Inflation and globalisation: The Tawney Lecture 2022
In: The economic history review, Band 76, Heft 2, S. 391-412
ISSN: 1468-0289
AbstractThe paper examines the causal relationships and interdependence between inflation and globalisation over centuries: in the sixteenth century, in the age of Spanish silver; then in the first age of modern globalisation from in the middle of the nineteenth century; and finally in the new globalisation that took off in the 1970s. In the latter cases, inflation was a response to a negative supply shock, and eventually generated policy decisions on economic opening.

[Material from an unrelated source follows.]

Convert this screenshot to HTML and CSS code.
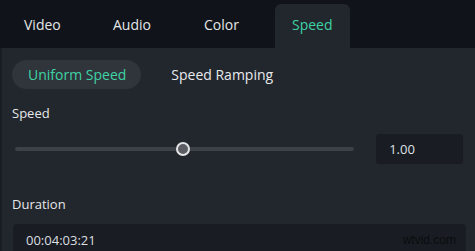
FILE: index.html
```html
<!DOCTYPE html>
<html lang="en">
<head>
    <meta charset="UTF-8">
    <meta name="viewport" content="width=device-width, initial-scale=1.0">
    <title>Speed</title>
    <link rel="stylesheet" href="styles.css">
</head>
<body>
    <div class="tabs">
        <div class="tab video">Video</div>
        <div class="tab audio">Audio</div>
        <div class="tab color">Color</div>
        <div class="tab active">Speed</div>
    </div>
    <div class="panel">
        <div class="modes">
            <div class="mode active">Uniform Speed</div>
            <div class="mode">Speed Ramping</div>
        </div>
        <div class="label">Speed</div>
        <div class="slider-row">
            <div class="slider">
                <div class="track"></div>
                <div class="thumb"></div>
            </div>
            <div class="value">1.00</div>
        </div>
        <div class="label duration-label">Duration</div>
        <div class="duration">
            <span>00:04:03:21</span>
            <span class="mark">wtvid.com</span>
        </div>
    </div>
</body>
</html>
```

FILE: styles.css
```css
body {
    margin: 0;
    width: 475px;
    height: 251px;
    overflow: hidden;
    background: #22262d;
    font-family: "Open Sans", "Noto Sans", sans-serif;
    color: #e6e8ea;
}
.tabs {
    display: flex;
    height: 48px;
    padding: 4px 0 0 24px;
    box-sizing: border-box;
    background: #10141a;
}
.tab {
    display: flex;
    align-items: center;
    font-size: 14px;
    color: #e4e6e8;
    padding-bottom: 4px;
    box-sizing: border-box;
}
.tab.video {
    width: 89px;
}
.tab.audio {
    width: 91px;
}
.tab.color {
    width: 71px;
}
.tab.active {
    width: 75px;
    padding-left: 17px;
    background: #22262d;
    border-radius: 6px 6px 0 0;
    color: #3fd3a4;
}
.panel {
    padding: 12px 12px 0 12px;
    border-left: 2px solid #1a1d22;
}
.modes {
    display: flex;
    align-items: center;
    gap: 30px;
}
.mode {
    font-size: 14px;
    color: #e8eaec;
}
.mode.active {
    background: #30353c;
    color: #3fd3a4;
    border-radius: 15px;
    height: 29px;
    line-height: 29px;
    padding: 0 15px 0 16px;
    margin-left: -2px;
}
.label {
    font-size: 13px;
    color: #e6e8ea;
    margin-top: 15px;
    margin-left: -2px;
}
.slider-row {
    display: flex;
    align-items: center;
    margin-top: 12px;
}
.slider {
    position: relative;
    width: 340px;
    height: 16px;
    margin-left: 1px;
}
.track {
    position: absolute;
    left: 0;
    right: 0;
    top: 6px;
    height: 4px;
    border-radius: 2px;
    background: #3c4148;
}
.thumb {
    position: absolute;
    left: 161px;
    top: 1px;
    width: 10px;
    height: 10px;
    border: 2.5px solid #e4e5e7;
    border-radius: 50%;
    background: #5a5e64;
}
.value {
    margin-left: 22px;
    width: 87px;
    height: 30px;
    line-height: 30px;
    background: #191d23;
    border-radius: 3px;
    font-size: 13px;
    color: #dfe1e4;
    padding-left: 13px;
    box-sizing: border-box;
}
.duration-label {
    margin-top: 31px;
}
.duration {
    display: flex;
    justify-content: space-between;
    align-items: center;
    margin-top: 11px;
    margin-left: -1px;
    width: 453px;
    height: 32px;
    background: #191d23;
    border-radius: 4px;
    padding: 0 10px 0 13px;
    box-sizing: border-box;
    font-size: 13px;
    color: #dcdee1;
}
.mark {
    font-family: "Liberation Sans", Arial, sans-serif;
    font-size: 12px;
    color: #0a0c0e;
    margin-top: -1px;
}
```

Both recent globalisations may be explained as technologically driven, and some of the most important productivity gains involved the cost of transport, but the fundamental innovations substantially pre‐dated the moment at which they were economically transformative. Scarcity dramatically changes relative prices, but not the overall price level. Initially inflation became a policy solution, an attractive way of meeting the challenges of scarcity, but then its increasing costs became apparent, and more, rather than less, global integration looked like a way of reducing costs and minimising social pressure. Policy choices were involved in generating the globalised world: not only the removal of impediments to commerce, but also a consensus around a stable and internationally applicable monetary framework, whether the gold standard in the late nineteenth century or a modern inflation targeting regime in the late twentieth century.